**The task**
Copy the data exactly; pictures stay out of the copy.

**Provided material**
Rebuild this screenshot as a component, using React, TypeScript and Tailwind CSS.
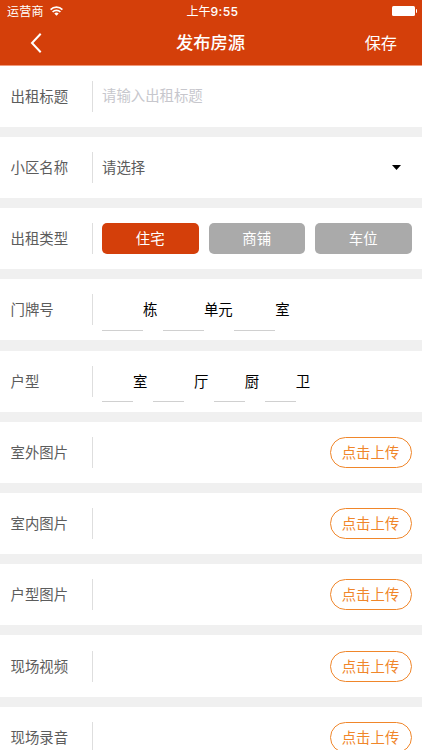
import { useState } from 'react'
import type { ReactNode } from 'react'

const uploads = ['室外图片', '室内图片', '户型图片', '现场视频', '现场录音']
const types = ['住宅', '商铺', '车位']

function StatusBar() {
    return (
        <div className="grid h-[22px] grid-cols-3 items-center pl-[7px] pr-[5px] text-[12px] leading-[22px]">
            <div className="-mt-px flex items-center gap-[6px]">
                <span className="tracking-[0.2px]">运营商</span>
                <svg className="-mt-px" width="13" height="10" viewBox="0 0 13 10" fill="none" stroke="white" strokeWidth="1.7">
                    <path d="M0.6 3.6a8.4 8.4 0 0 1 11.8 0" />
                    <path d="M2.6 6a5.4 5.4 0 0 1 7.8 0" />
                    <path d="M6.5 9.8 4.3 7.6a3.1 3.1 0 0 1 4.4 0z" fill="white" stroke="none" />
                </svg>
            </div>
            <div className="pl-px text-center">
                上午<span className="font-['Inter',sans-serif] text-[12.2px] font-medium tracking-[0.4px]">9:55</span>
            </div>
            <div className="-mt-[2px] flex items-center justify-end">
                <div className="h-[10px] w-[23px] rounded-[1.5px] bg-white"></div>
                <div className="ml-px h-[4px] w-px rounded-r bg-white"></div>
            </div>
        </div>
    )
}

function Header() {
    return (
        <div className="h-[66px] border-b border-[#f0997a] bg-[#d43f0a] text-white">
            <StatusBar />
            <div className="grid h-[42px] grid-cols-3 items-center">
                <svg className="ml-[30px]" width="12" height="20" viewBox="0 0 12 20" fill="none" stroke="white" strokeWidth="2">
                    <path d="M10.7 0.8 2 10l8.7 9.2" />
                </svg>
                <div className="-mt-[3px] pr-px text-center text-[17.3px] font-medium">发布房源</div>
                <div className="-mt-[3px] pr-[25px] text-right text-[16.2px]">保存</div>
            </div>
        </div>
    )
}

function Row({ label, children }: { label: string; children?: ReactNode }) {
    return (
        <div className="flex h-[61.1px] shrink-0 items-center bg-white pl-[10.5px] pr-[10.5px]">
            <div className="-mt-px w-[81.5px] text-[#5c5c5c]">{label}</div>
            <div className="h-[31px] w-px bg-[#dedede]"></div>
            <div className="ml-[9px] flex h-full flex-1 items-center">{children}</div>
        </div>
    )
}

function Blank({ className, unit }: { className: string; unit: string }) {
    return (
        <>
            <div className={'h-[51.5px] self-start border-b border-[#d0d0d0] ' + className}></div>
            <span className="-mt-px text-black">{unit}</span>
        </>
    )
}

export default function App() {
    const [type, setType] = useState('住宅')

    return (
        <div className="h-[750px] overflow-hidden bg-[#f0f0f0] font-['Noto_Sans_CJK_SC',sans-serif] text-[14.4px] leading-[22px]">
            <Header />
            <div className="-mt-[0.4px] flex flex-col gap-[10.15px]">
                <Row label="出租标题">
                    <span className="-mt-[2px] text-[#c7c7cd]">请输入出租标题</span>
                </Row>
                <Row label="小区名称">
                    <span className="-mt-px flex-1 text-[#5c5c5c]">请选择</span>
                    <svg className="mr-[11px]" width="9" height="5" viewBox="0 0 9 5">
                        <path d="M0 0h9L4.5 5z" />
                    </svg>
                </Row>
                <Row label="出租类型">
                    <div className="flex flex-1 gap-[10px]">
                        {types.map((item) => (
                            <div
                                key={item}
                                className={'h-[31px] flex-1 cursor-pointer rounded-[5px] text-center leading-[30px] text-white ' + (type === item ? 'bg-[#d43f0a]' : 'bg-[#aaa]')}
                                onClick={() => { setType(item) }}
                            >
                                {item}
                            </div>
                        ))}
                    </div>
                </Row>
                <Row label="门牌号">
                    <Blank className="w-[41px]" unit="栋" />
                    <Blank className="ml-[5.5px] w-[41px]" unit="单元" />
                    <Blank className="ml-[1.5px] w-[41px]" unit="室" />
                </Row>
                <Row label="户型">
                    <Blank className="w-[31px]" unit="室" />
                    <Blank className="mr-[10px] ml-[5.5px] w-[31px]" unit="厅" />
                    <Blank className="ml-[5.5px] w-[31px]" unit="厨" />
                    <Blank className="ml-[5.5px] w-[31px]" unit="卫" />
                </Row>
                {uploads.map((item) => (
                    <Row key={item} label={item}>
                        <div className="ml-auto h-[31px] w-[82px] cursor-pointer rounded-full border border-[#f0862a] text-center leading-[28px] text-[#f0862a]">点击上传</div>
                    </Row>
                ))}
            </div>
        </div>
    )
}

**Output**
Rebuild this screenshot as a component, using React, TypeScript and Tailwind CSS.
import { useState } from 'react'
import type { ReactNode } from 'react'

const uploads = ['室外图片', '室内图片', '户型图片', '现场视频', '现场录音']
const types = ['住宅', '商铺', '车位']

function StatusBar() {
    return (
        <div className="grid h-[22px] grid-cols-3 items-center pl-[7px] pr-[5px] text-[12px] leading-[22px]">
            <div className="-mt-px flex items-center gap-[6px]">
                <span className="tracking-[0.2px]">运营商</span>
                <svg className="-mt-px" width="13" height="10" viewBox="0 0 13 10" fill="none" stroke="white" strokeWidth="1.7">
                    <path d="M0.6 3.6a8.4 8.4 0 0 1 11.8 0" />
                    <path d="M2.6 6a5.4 5.4 0 0 1 7.8 0" />
                    <path d="M6.5 9.8 4.3 7.6a3.1 3.1 0 0 1 4.4 0z" fill="white" stroke="none" />
                </svg>
            </div>
            <div className="pl-px text-center">
                上午<span className="font-['Inter',sans-serif] text-[12.2px] font-medium tracking-[0.4px]">9:55</span>
            </div>
            <div className="-mt-[2px] flex items-center justify-end">
                <div className="h-[10px] w-[23px] rounded-[1.5px] bg-white"></div>
                <div className="ml-px h-[4px] w-px rounded-r bg-white"></div>
            </div>
        </div>
    )
}

function Header() {
    return (
        <div className="h-[66px] border-b border-[#f0997a] bg-[#d43f0a] text-white">
            <StatusBar />
            <div className="grid h-[42px] grid-cols-3 items-center">
                <svg className="ml-[30px]" width="12" height="20" viewBox="0 0 12 20" fill="none" stroke="white" strokeWidth="2">
                    <path d="M10.7 0.8 2 10l8.7 9.2" />
                </svg>
                <div className="-mt-[3px] pr-px text-center text-[17.3px] font-medium">发布房源</div>
                <div className="-mt-[3px] pr-[25px] text-right text-[16.2px]">保存</div>
            </div>
        </div>
    )
}

function Row({ label, children }: { label: string; children?: ReactNode }) {
    return (
        <div className="flex h-[61.1px] shrink-0 items-center bg-white pl-[10.5px] pr-[10.5px]">
            <div className="-mt-px w-[81.5px] text-[#5c5c5c]">{label}</div>
            <div className="h-[31px] w-px bg-[#dedede]"></div>
            <div className="ml-[9px] flex h-full flex-1 items-center">{children}</div>
        </div>
    )
}

function Blank({ className, unit }: { className: string; unit: string }) {
    return (
        <>
            <div className={'h-[51.5px] self-start border-b border-[#d0d0d0] ' + className}></div>
            <span className="-mt-px text-black">{unit}</span>
        </>
    )
}

export default function App() {
    const [type, setType] = useState('住宅')

    return (
        <div className="h-[750px] overflow-hidden bg-[#f0f0f0] font-['Noto_Sans_CJK_SC',sans-serif] text-[14.4px] leading-[22px]">
            <Header />
            <div className="-mt-[0.4px] flex flex-col gap-[10.15px]">
                <Row label="出租标题">
                    <span className="-mt-[2px] text-[#c7c7cd]">请输入出租标题</span>
                </Row>
                <Row label="小区名称">
                    <span className="-mt-px flex-1 text-[#5c5c5c]">请选择</span>
                    <svg className="mr-[11px]" width="9" height="5" viewBox="0 0 9 5">
                        <path d="M0 0h9L4.5 5z" />
                    </svg>
                </Row>
                <Row label="出租类型">
                    <div className="flex flex-1 gap-[10px]">
                        {types.map((item) => (
                            <div
                                key={item}
                                className={'h-[31px] flex-1 cursor-pointer rounded-[5px] text-center leading-[30px] text-white ' + (type === item ? 'bg-[#d43f0a]' : 'bg-[#aaa]')}
                                onClick={() => { setType(item) }}
                            >
                                {item}
                            </div>
                        ))}
                    </div>
                </Row>
                <Row label="门牌号">
                    <Blank className="w-[41px]" unit="栋" />
                    <Blank className="ml-[5.5px] w-[41px]" unit="单元" />
                    <Blank className="ml-[1.5px] w-[41px]" unit="室" />
                </Row>
                <Row label="户型">
                    <Blank className="w-[31px]" unit="室" />
                    <Blank className="mr-[10px] ml-[5.5px] w-[31px]" unit="厅" />
                    <Blank className="ml-[5.5px] w-[31px]" unit="厨" />
                    <Blank className="ml-[5.5px] w-[31px]" unit="卫" />
                </Row>
                {uploads.map((item) => (
                    <Row key={item} label={item}>
                        <div className="ml-auto h-[31px] w-[82px] cursor-pointer rounded-full border border-[#f0862a] text-center leading-[28px] text-[#f0862a]">点击上传</div>
                    </Row>
                ))}
            </div>
        </div>
    )
}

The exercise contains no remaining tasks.